Outro vendedor que deposita esperança nas boas vendas do mês é José Marcos, também morador de São Cristóvão. Ele começou no ofício observando os mais velhos da família e, desde então, não abandonou a atividade. Para este ano, José trouxe cerca de 200 fogueiras. “Todo ano venho no dia primeiro de junho e só volto depois do São Pedro. Tem ano que consigo vender todas as fogueiras, outros anos não. Ano passado consegui vender tudo e espero que continue assim esse ano também”, relata.
Ele calcula que o lucro pode chegar a R$ 5 mil no mês, valor importante para complementar a renda da família. “Acho que manter essa tradição é importante. Nas festas de Santo Antônio, São João e São Pedro muita gente procura a gente para comprar e ter a fogueira para acender nas festas com a família”, afirma.
A origem de uma tradição que atravessa séculos
O costume de acender fogueiras nas festas juninas não surgiu por acaso. Antes de integrar o calendário cristão, a prática já fazia parte dos rituais pagãos celebrados no solstício de verão no Hemisfério Norte, em 21 de junho. Com o passar do tempo, a Igreja Católica ressignificou o símbolo e o associou ao nascimento de São João Batista, comemorado em 24 de junho.

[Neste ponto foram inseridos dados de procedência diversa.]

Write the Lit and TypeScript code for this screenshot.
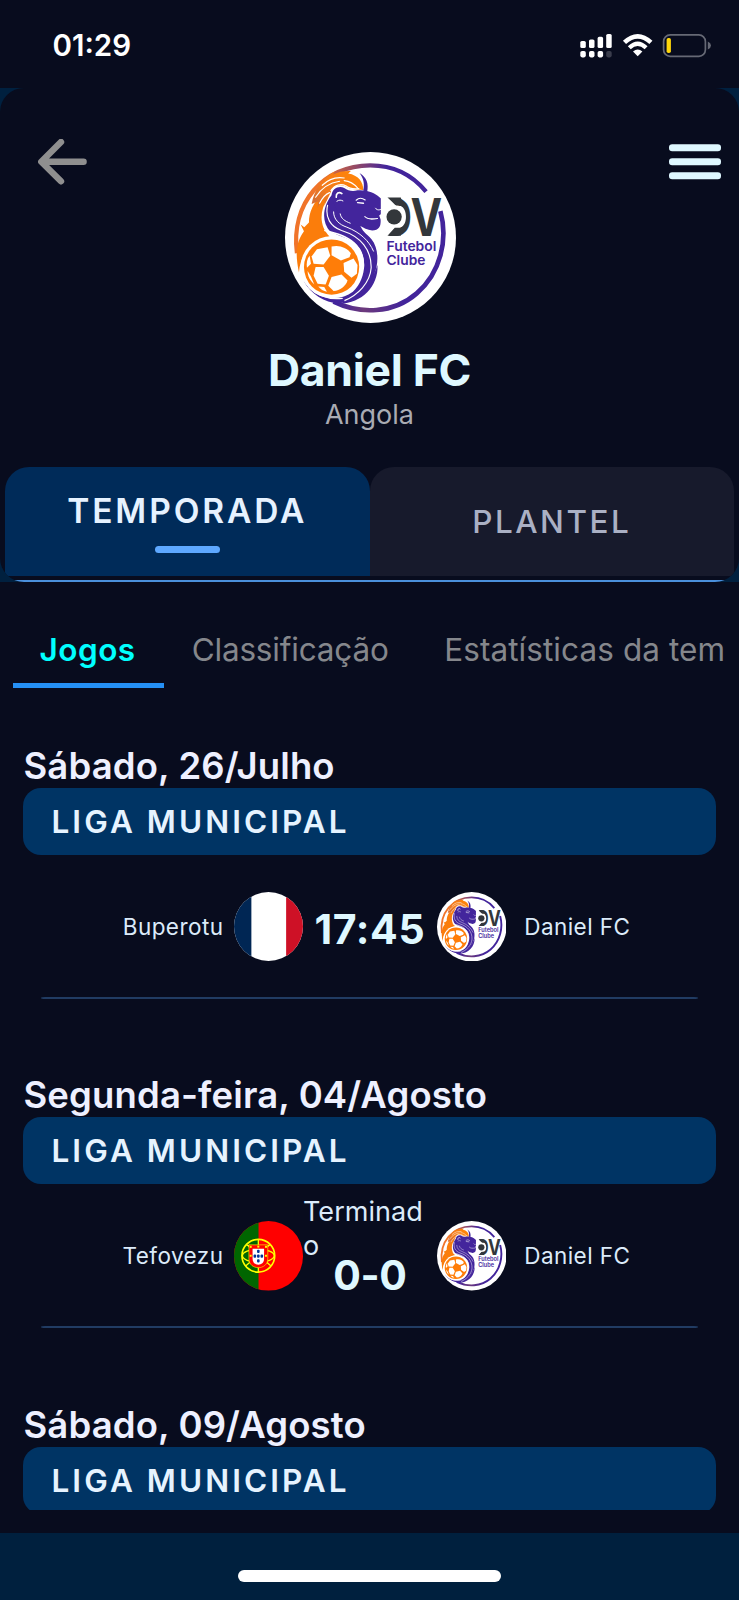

Segundo a tradição religiosa, Maria visitou sua prima Isabel, que estava grávida de João Batista. Para avisar sobre o nascimento do menino, José combinou com Maria que acenderia uma fogueira visível à distância. Desde então, o fogo tornou-se sinal da chegada de São João ao mundo. A importância do santo é tanta que ele é um dos poucos cuja data de nascimento é celebrada pela Igreja, reforçando o simbolismo da fogueira nas festas de junho.
Com a chegada dos portugueses ao Brasil, o costume se espalhou pelo território e encontrou no Nordeste um solo fértil para florescer, tornando-se uma das marcas registradas das celebrações juninas.